Al cumplir los catorce años, Isis ya levantaba miradas de admiración entre los hombres. Muchos no se recataban en ocultar su lascivia, aunque se dieran cuenta de que semejante beldad iría a parar a una mesa donde sólo se sirvieran los más excelsos manjares. Say hacía votos por su hija a la Gran Madre cada día, y llegó a prometerle una peregrinación a su templo de Déndera, si sus preces eran atendidas. Isis no era como la mayoría de las jóvenes, y la diosa debía tener esto en consideración.

Uno tras otro, Say fue desechando todos los pretendientes que se presentaban, ante el enfado de su esposo, que no aprobaba semejante conducta.

—Dentro de poco será demasiado mayor para que se fijen en ella. ¿Acaso te has vuelto loca? —le recriminaba, sin comprender qué era lo que quería su mujer.

Mas ésta no daba su brazo a torcer, e Isis se despreocupó del asunto pues no tenía el más mínimo deseo de casarse.

Un día, madre e hija viajaron a la cercana Tebas para hacer una visita a Karnak. En el muro este del templo de Amón, Tutmosis III había levantado una capilla que atendía al nombre de «La Oreja que Escucha». En su interior existían unas estatuas de alabastro del faraón ante las que el pueblo podía formular sus peticiones a Amón. El lugar tenía fama de ser muy milagroso, pues incluso había quien aseguraba que se había llegado a curar de terribles enfermedades gracias a la intercesión del Oculto ante la iracunda Sejmet. Say estaba convencida de que aquél era el sitio adecuado para que sus súplicas fueran atendidas, y allí las elevó.

Al parecer, Amón se sintió conmovido al escucharlas, y proclive a concederlas, pues no había pasado una semana cuando a la humilde casa de Ahmose se presentó un cortejo, con gran boato, del que se adelantó un heraldo para avisar a la asombrada Say de que el muy alto Merymaat, guardián de los campos del clero de Karnak, llamaba a su puerta para pedirle la mano de su hija.

La señora hubo de pellizcarse varias veces para comprobar que no se trataba de ningún sueño, pero en cuanto se convenció de que aquello era tan real como parecía, abrió las puertas de su casa de par en par e hizo entrar a tan noble visita lamentándose, eso sí, de no haber previsto que algo semejante pudiera ocurrir y haber puesto algunos pichones a asar.

Ahmose no supo qué decir, lo cual resultó lo más conveniente, no fuera a hacer alguno de sus habituales comentarios y diera al traste con aquel regalo que Amón les enviaba. ¡Nada menos que un primo del visir se interesaba por la niña! Algo semejante no se repetiría ni en cien vidas que vivieran, se dijo la señora. Así que se prometió a sí misma que aquel hombre tan principal no saldría de su casa si no era con el compromiso de casarse con su hija.

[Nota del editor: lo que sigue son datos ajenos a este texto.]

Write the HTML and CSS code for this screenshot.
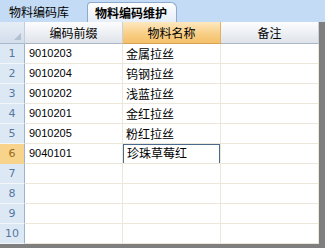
FILE: index.html
```html
<!DOCTYPE html>
<html>
<head>
  <title>物料编码维护</title>
  <link rel="stylesheet" href="styles.css">
</head>
<body>
  <div class="tabs">
    <div class="tab">物料编码库</div>
    <div class="tab active">物料编码维护</div>
  </div>
  <div class="frame">
    <div class="grid">
      <div class="corner"><span class="tri"></span></div>
      <div class="head">编码前缀</div>
      <div class="head sel">物料名称</div>
      <div class="head">备注</div>

      <div class="num">1</div><div class="cell code">9010203</div><div class="cell">金属拉丝</div><div class="cell"></div>
      <div class="num">2</div><div class="cell code">9010204</div><div class="cell">钨钢拉丝</div><div class="cell"></div>
      <div class="num">3</div><div class="cell code">9010202</div><div class="cell">浅蓝拉丝</div><div class="cell"></div>
      <div class="num">4</div><div class="cell code">9010201</div><div class="cell">金红拉丝</div><div class="cell"></div>
      <div class="num">5</div><div class="cell code">9010205</div><div class="cell">粉红拉丝</div><div class="cell"></div>
      <div class="num cur">6</div><div class="cell code">9040101</div><div class="cell"><span class="edit">珍珠草莓红</span></div><div class="cell"></div>
      <div class="num">7</div><div class="cell"></div><div class="cell"></div><div class="cell"></div>
      <div class="num">8</div><div class="cell"></div><div class="cell"></div><div class="cell"></div>
      <div class="num">9</div><div class="cell"></div><div class="cell"></div><div class="cell"></div>
      <div class="num">10</div><div class="cell"></div><div class="cell"></div><div class="cell"></div>
    </div>
  </div>
</body>
</html>
```

FILE: styles.css
```css
body {
  margin: 0;
  width: 325px;
  height: 248px;
  overflow: hidden;
  background: #7f7f7f;
  font-family: "Noto Sans CJK SC", "Liberation Sans", sans-serif;
  font-size: 12px;
  color: #000;
}

/* tab strip */
.tabs {
  display: flex;
  align-items: flex-end;
  height: 22px;
  padding-left: 3px;
  background: #c4dbf5;
  box-sizing: border-box;
}
.tab {
  height: 20px;
  line-height: 19px;
  padding: 0 6px;
  width: 72px;
  box-sizing: border-box;
  margin-right: 12px;
}
.tab.active {
  width: 90px;
  padding-left: 7px;
  font-weight: bold;
  background: linear-gradient(#fdfeff, #e6eef8);
  border: 1px solid #8ea9cb;
  border-bottom: none;
  border-radius: 4px 6px 0 0;
}

/* grid */
.frame {
  height: 222px;
}
.grid {
  display: grid;
  grid-template-columns: 25px 98px 98px 98px;
  grid-template-rows: 22px repeat(10, 20px);
  width: 319px;
  background: #fff;
}
.corner {
  position: relative;
  background: linear-gradient(#e6edf6, #d3deec);
  border-right: 1px solid #c2cedd;
  border-bottom: 1px solid #a9b8ca;
}
.tri {
  position: absolute;
  right: 3px;
  bottom: 3px;
  width: 0;
  height: 0;
  border-left: 7px solid transparent;
  border-bottom: 7px solid #b3c0d0;
}
.head {
  text-align: center;
  line-height: 21px;
  background: linear-gradient(#fdfdfe, #e7ebf0 70%, #dfe4ea);
  border-right: 1px solid #c9d1da;
  border-bottom: 1px solid #aab6c3;
}
.head.sel {
  background: linear-gradient(#fde8c0, #f8cd82 60%, #f5c06a);
  border-right-color: #e0b067;
  border-bottom-color: #d7a253;
}
.num {
  text-align: center;
  line-height: 19px;
  font-family: "DejaVu Sans", sans-serif;
  font-size: 11px;
  color: #56779f;
  background: #dde8f5;
  border-right: 1px solid #9cb3cf;
  border-bottom: 1px solid #f3f7fb;
}
.num.cur {
  background: #f8d38c;
  color: #9a6b1c;
  border-bottom-color: #f8d38c;
}
.cell {
  padding-left: 3px;
  line-height: 19px;
  border-right: 1px solid #ebe8da;
  border-bottom: 1px solid #ebe8da;
  overflow: hidden;
  white-space: nowrap;
}
.code {
  padding-left: 4px;
  font-family: "Liberation Sans", sans-serif;
  font-size: 11px;
}
.edit {
  display: block;
  margin-left: -3px;
  padding-left: 3px;
  height: 18px;
  line-height: 16px;
  border: 1px solid #4b6a8b;
}
```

En realidad la cosa resultó más sencilla de lo que Say hubiera podido imaginar. Merymaat venía decidido a tomar a Isis por esposa, y arregló el trato en menos que se canta una estrofa de agradecimiento a Hapy. Todo se convino a plena satisfacción de las partes, y el
sehedy sesh
adscrito al templo de Karnak se fue por donde había venido sin que el viejo Ahmose hubiera abierto la boca.

Say cayó de bruces sobre las esterillas que cubrían el apelmazado suelo, y empezó a glorificar a Amón a voz en grito. ¿Acaso aquello no representaba una demostración inequívoca de su inmenso poder? ¿Se había visto alguna vez un milagro semejante? Por fin Isis se casaría con quien le correspondía. Sería una gran señora, y su familia nunca pasaría privaciones.

La realidad era muy diferente a lo que la buena de Say pensaba que había ocurrido. Si Amón tenía que ver en aquel matrimonio era, simplemente, porque madre e hija habían ido a visitarlo, algo que siempre era de agradecer. Quiso Shai, el destino, o quién sabe si el Oculto, que la pareja se cruzara con Merymaat, que venía de atender unas cuestiones relacionadas con su cargo. Ellas no repararon en el escriba inspector, pero éste quedó deslumbrado ante la belleza de Isis, hasta el punto que ordenó a uno de sus criados que las siguiese hasta la capilla donde habrían de formular sus peticiones. Así fue como se enteró de lo que querían, y luego hizo que las vigilaran en su viaje de regreso a la cercana Madu, para saber dónde vivían.